* _PROVIDED MATERIAL_
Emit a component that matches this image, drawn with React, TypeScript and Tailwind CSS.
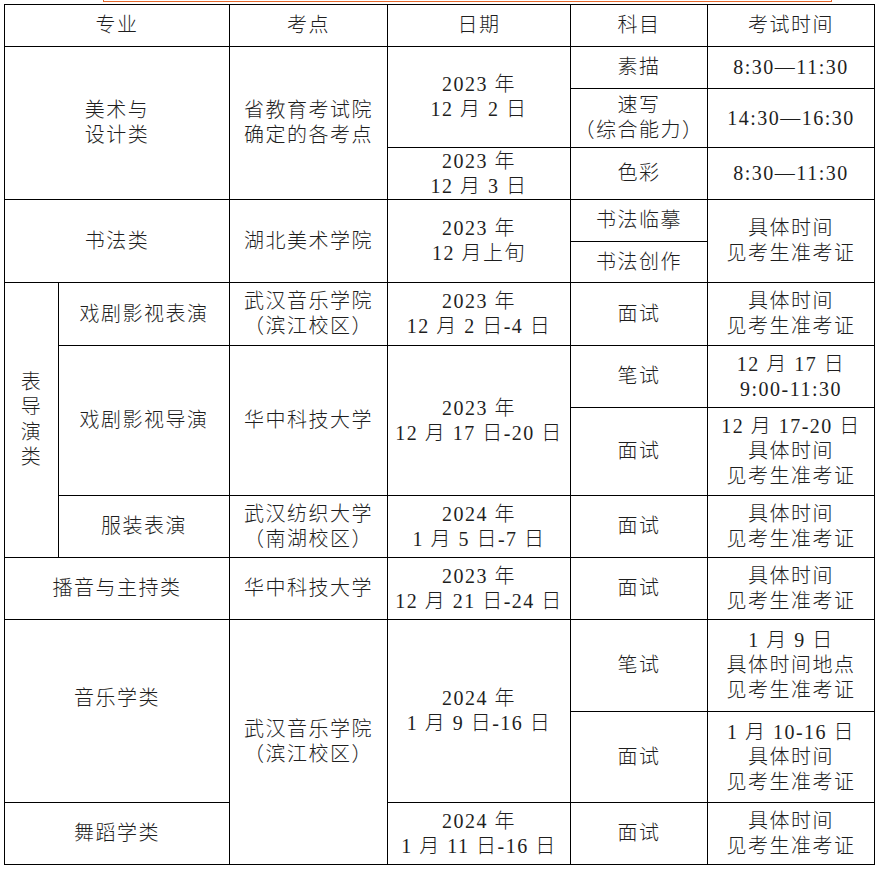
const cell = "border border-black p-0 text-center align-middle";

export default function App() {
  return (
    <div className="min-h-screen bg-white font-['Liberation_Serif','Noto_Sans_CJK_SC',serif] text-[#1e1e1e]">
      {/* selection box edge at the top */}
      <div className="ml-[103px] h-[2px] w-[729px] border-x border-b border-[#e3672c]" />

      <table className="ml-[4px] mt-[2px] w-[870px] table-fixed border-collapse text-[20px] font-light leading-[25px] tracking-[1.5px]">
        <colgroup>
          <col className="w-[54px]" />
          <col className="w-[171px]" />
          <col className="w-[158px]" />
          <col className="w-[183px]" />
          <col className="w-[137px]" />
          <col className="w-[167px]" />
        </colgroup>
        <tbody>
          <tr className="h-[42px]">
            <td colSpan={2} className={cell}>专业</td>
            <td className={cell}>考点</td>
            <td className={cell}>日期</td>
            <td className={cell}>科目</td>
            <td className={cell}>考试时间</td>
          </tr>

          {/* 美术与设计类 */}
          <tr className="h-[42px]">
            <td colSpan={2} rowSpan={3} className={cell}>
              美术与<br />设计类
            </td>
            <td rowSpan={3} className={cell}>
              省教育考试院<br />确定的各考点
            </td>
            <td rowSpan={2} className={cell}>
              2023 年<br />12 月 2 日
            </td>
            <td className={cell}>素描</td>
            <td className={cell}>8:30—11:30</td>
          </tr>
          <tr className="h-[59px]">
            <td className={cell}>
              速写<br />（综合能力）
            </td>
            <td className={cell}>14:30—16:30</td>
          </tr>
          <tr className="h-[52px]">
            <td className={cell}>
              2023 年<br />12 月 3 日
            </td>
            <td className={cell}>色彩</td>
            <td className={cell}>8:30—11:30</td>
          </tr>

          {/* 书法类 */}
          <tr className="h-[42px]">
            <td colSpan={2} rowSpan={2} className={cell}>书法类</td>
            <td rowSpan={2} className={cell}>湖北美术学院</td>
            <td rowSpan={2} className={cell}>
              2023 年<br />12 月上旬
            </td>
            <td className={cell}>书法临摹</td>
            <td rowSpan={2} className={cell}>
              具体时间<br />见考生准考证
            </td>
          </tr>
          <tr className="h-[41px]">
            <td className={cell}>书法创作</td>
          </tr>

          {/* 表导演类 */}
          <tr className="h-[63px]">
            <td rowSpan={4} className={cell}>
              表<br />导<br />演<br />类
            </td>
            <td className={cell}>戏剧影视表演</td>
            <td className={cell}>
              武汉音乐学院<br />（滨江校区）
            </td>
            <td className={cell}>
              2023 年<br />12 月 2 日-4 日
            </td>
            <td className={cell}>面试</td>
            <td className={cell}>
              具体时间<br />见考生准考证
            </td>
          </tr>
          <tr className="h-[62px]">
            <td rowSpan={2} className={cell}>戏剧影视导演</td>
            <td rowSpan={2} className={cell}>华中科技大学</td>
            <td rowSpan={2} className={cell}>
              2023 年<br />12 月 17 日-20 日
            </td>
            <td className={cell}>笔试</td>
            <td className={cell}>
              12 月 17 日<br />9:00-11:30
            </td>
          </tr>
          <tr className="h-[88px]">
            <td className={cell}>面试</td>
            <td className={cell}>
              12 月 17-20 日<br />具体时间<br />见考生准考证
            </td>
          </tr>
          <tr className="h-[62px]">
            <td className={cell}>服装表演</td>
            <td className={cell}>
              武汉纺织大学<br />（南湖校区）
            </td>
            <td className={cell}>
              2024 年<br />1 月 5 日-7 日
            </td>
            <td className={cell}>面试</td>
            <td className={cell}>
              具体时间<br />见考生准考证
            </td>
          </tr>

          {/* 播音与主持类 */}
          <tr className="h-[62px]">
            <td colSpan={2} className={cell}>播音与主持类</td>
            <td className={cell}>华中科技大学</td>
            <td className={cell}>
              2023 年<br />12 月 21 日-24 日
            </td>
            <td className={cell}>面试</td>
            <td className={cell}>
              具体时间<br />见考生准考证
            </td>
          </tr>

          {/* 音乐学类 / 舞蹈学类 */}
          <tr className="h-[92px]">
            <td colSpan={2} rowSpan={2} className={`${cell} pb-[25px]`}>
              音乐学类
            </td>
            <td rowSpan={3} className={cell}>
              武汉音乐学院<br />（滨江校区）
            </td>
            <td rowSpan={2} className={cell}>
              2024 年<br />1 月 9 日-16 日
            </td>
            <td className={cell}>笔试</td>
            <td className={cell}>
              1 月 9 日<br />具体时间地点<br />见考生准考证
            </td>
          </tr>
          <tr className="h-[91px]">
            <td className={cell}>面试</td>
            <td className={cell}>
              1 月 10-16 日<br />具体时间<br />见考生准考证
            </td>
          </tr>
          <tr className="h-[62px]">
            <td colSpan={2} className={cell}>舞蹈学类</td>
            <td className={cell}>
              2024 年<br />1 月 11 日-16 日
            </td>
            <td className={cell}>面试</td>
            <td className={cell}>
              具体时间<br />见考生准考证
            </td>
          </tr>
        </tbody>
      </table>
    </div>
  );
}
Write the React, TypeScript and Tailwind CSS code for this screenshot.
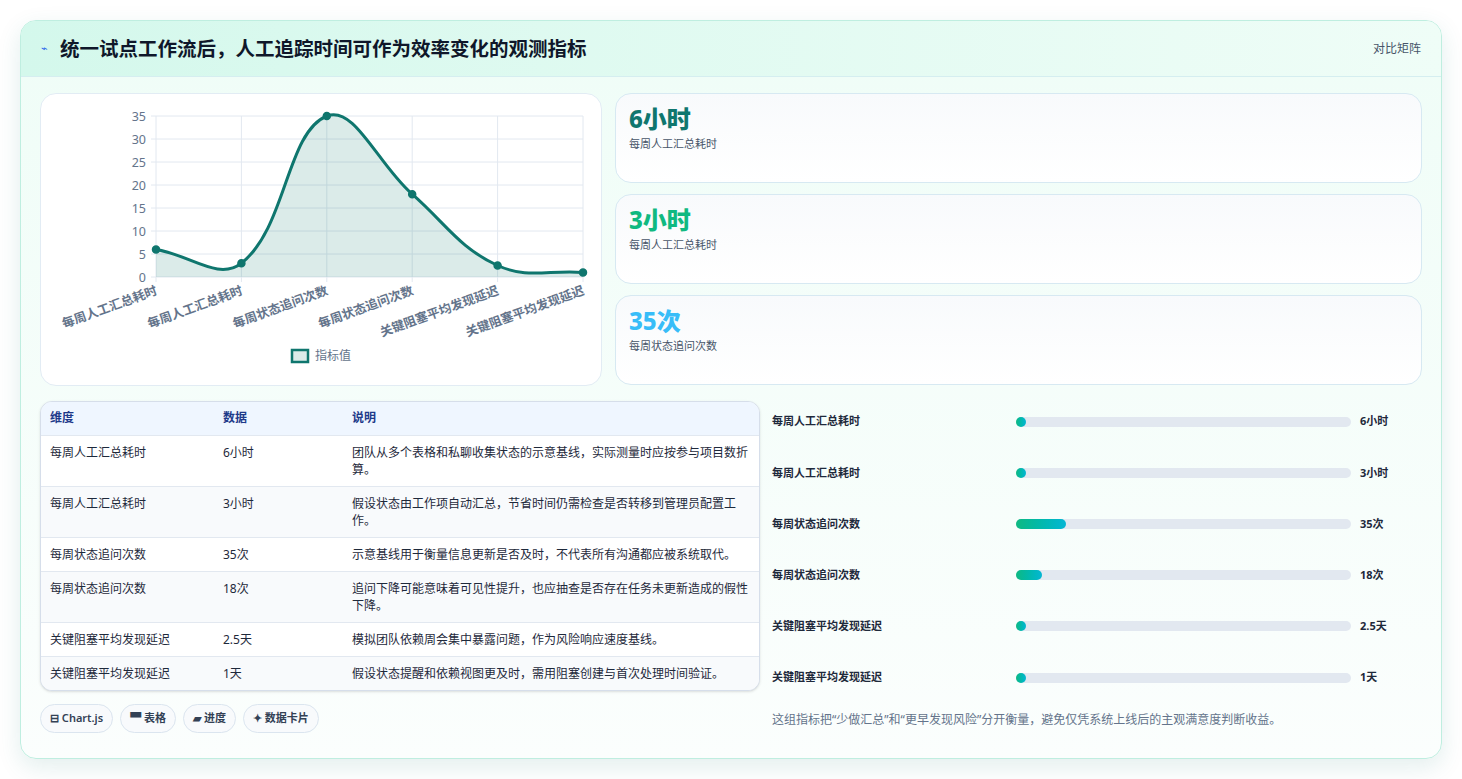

* _WRITTEN REQUEST_
Everything from the first line to the line with "h-[2px] w-[729px] border-x" must be repeated exactly, and nothing else. Leave the pictures out.

* _PROBLEM SOLUTION_
Emit a component that matches this image, drawn with React, TypeScript and Tailwind CSS.
const cell = "border border-black p-0 text-center align-middle";

export default function App() {
  return (
    <div className="min-h-screen bg-white font-['Liberation_Serif','Noto_Sans_CJK_SC',serif] text-[#1e1e1e]">
      {/* selection box edge at the top */}
      <div className="ml-[103px] h-[2px] w-[729px] border-x border-b border-[#e3672c]" />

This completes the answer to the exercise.